2. A second argument I use reminds critics that to understand what the world should be like for a given procedure to work is of no lesser scientific value than seeking evidence for how the world works; the latter cannot advance without the former. Phrased differently, I argue that going from a model of reality to its consequences and going from the consequences to our model of reality are two sides of the coin named science, and that methods for constructing models of reality can only be developed once we understand what the implications of those models are.
In support of this argument I mention the fact that, if we examine carefully the developments of ideas in the data-intensive sciences we find that most innovative works germinated from model-based questions, assuming that a model is known and asking what its consequences are, what algorithms can either exploit or stand robust to its idiosyncratic features, whether any algorithm can produce the desired result and whether the model has testable implications. Not surprisingly, the testable implications that mathematics can deduce from a given graph are used nowadays to help researchers learn causal models from raw data, reinforcing the thesis that deduction preceeds induction.
3. Finally, I am occasionally pressed to explain why it is that authors using causal diagrams draw more criticism than say, authors who hide their assumptions under the carpet, or those who tell us, in chapter and verse, what threats may await those who ignore them. My explanation:
“… threats are safer to cite than assumptions. He who cites “threats” appears prudent, cautious, and thoughtful, whereas he who seeks licensing assumptions risks suspicions of attempting to endorse those assumptions, or of pretending to know when they hold true.
Second, assumptions are self-destructive in their honesty. The more explicit the assumption, the more criticism it invites, for it tends to trigger a richer space of alternative scenarios in which the assumption may fail. Researchers prefer therefore to declare threats in public and make assumptions in private.”
(Pearl and Bareinboim, 2011) http://ftp.cs.ucla.edu/pub/stat_ser/r372.pdf
In short, causal diagrams invite the harshest criticism because they make assumptions more explicit and more transparent than other representation schemes. As such, they do not offer an easy ride for seekers of comfort, but a faster and safer road for seekers of truth.
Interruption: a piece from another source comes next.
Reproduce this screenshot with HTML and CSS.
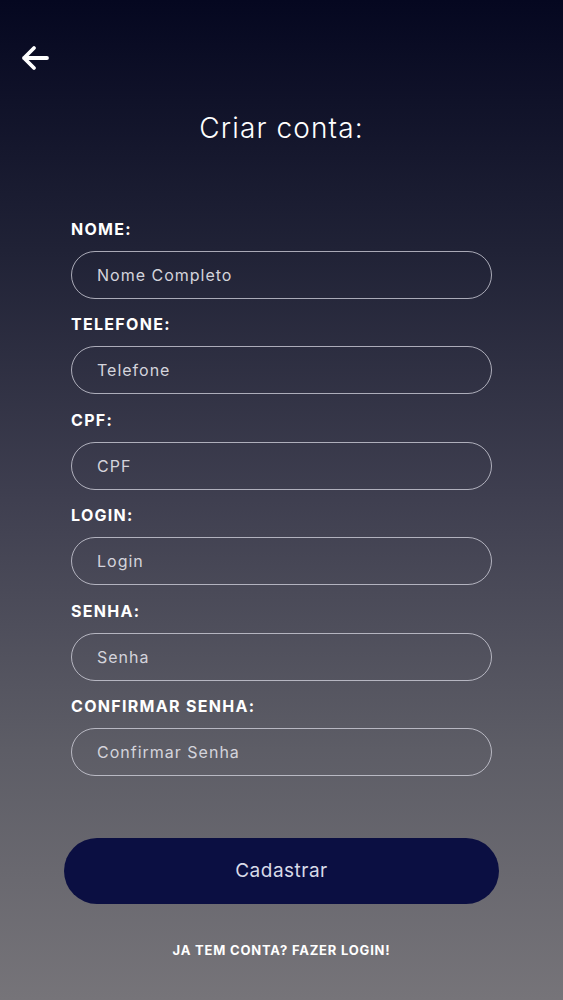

Addendum (specifically for missing-data researchers).
Missing-data research provides a vivid example for understanding where skepticism for graphs comes from. For over three decades, the field has been dominated by Rubin’s (1976) classification into three so called “missingness mechanisms”: (1) Missing Completely At Random (MCAR), (2) Missing At Random (MAR), and (3) Missing Not At Random (MNAR). Classifying a given problem into any one of these categories cannot be made on the basis of data alone and must rely on human judgment. Moreover, the information needed for making this classification is more judgmentally demanding than that required for constructing a graphical model of the missingness process. In particular, the classification requires knowledge of the probability distribution of the unobserved variables behind the data. Because the definition of MAR invokes relationships among events, rather than among variables, the classification cannot rely on generic scientific knowledge but must remain a matter of faith. Researchers are instructed to use rules of thumb in classifying problems, and then place their trust in procedures for which no performance guarantees are available unless a problem falls in the (untestable) MAR category.
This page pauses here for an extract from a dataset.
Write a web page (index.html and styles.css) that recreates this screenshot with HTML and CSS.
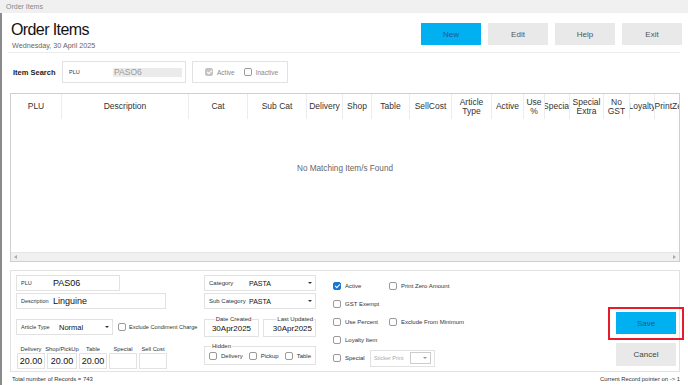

Worst yet, the performance guarantees provided by traditional methodologies are rather feeble. All we have today is a guarantee that, if data are MAR, then the ML (as well as EM and MI) estimator is consistent.** Most remarkable, almost no guarantees have been found for the NMAR category, where most problem instances reside.
** Practically, this means that there exists an iterative algorithm such as EM which, if it converges to a global optimum, would also converge to a consistent estimate. In the case of non-convergence, however, researchers receive no indication of whether non-covergence is due to theoretical impediments to estimation, obstacles due to local maxima, or mis-parameterization of the problem.}
For over three and a half decades, data analysts have grown accustomed to accepting this unhappy state of affairs as inevitable and have rarely questioned whether it is the best that one can do. Yet, no sooner did graph-based results begin to shed light on the missing data landscape, ( http://ftp.cs.ucla.edu/pub/stat_ser/r410.pdf, http://ftp.cs.ucla.edu/pub/stat_ser/r417.pdf) than skeptics were there to ask: “And where does the graph come from?” or: “One can never tell if the model is correct”. In other words, investigators would rather endure another decade of darkness under the uninterpretable and untestable assumptions of MAR than enjoy the light that shines from graphical models, where assumptions are meaningful and results extend well into the NMAR territory. There is, evidently, something terribly scary in the honesty of confessed
assumptions, regardless of how necessary those are.
I hope readers can use some of these arguments in future encounters with the perennial question: “But where does the graph come from”, and share their experience with us.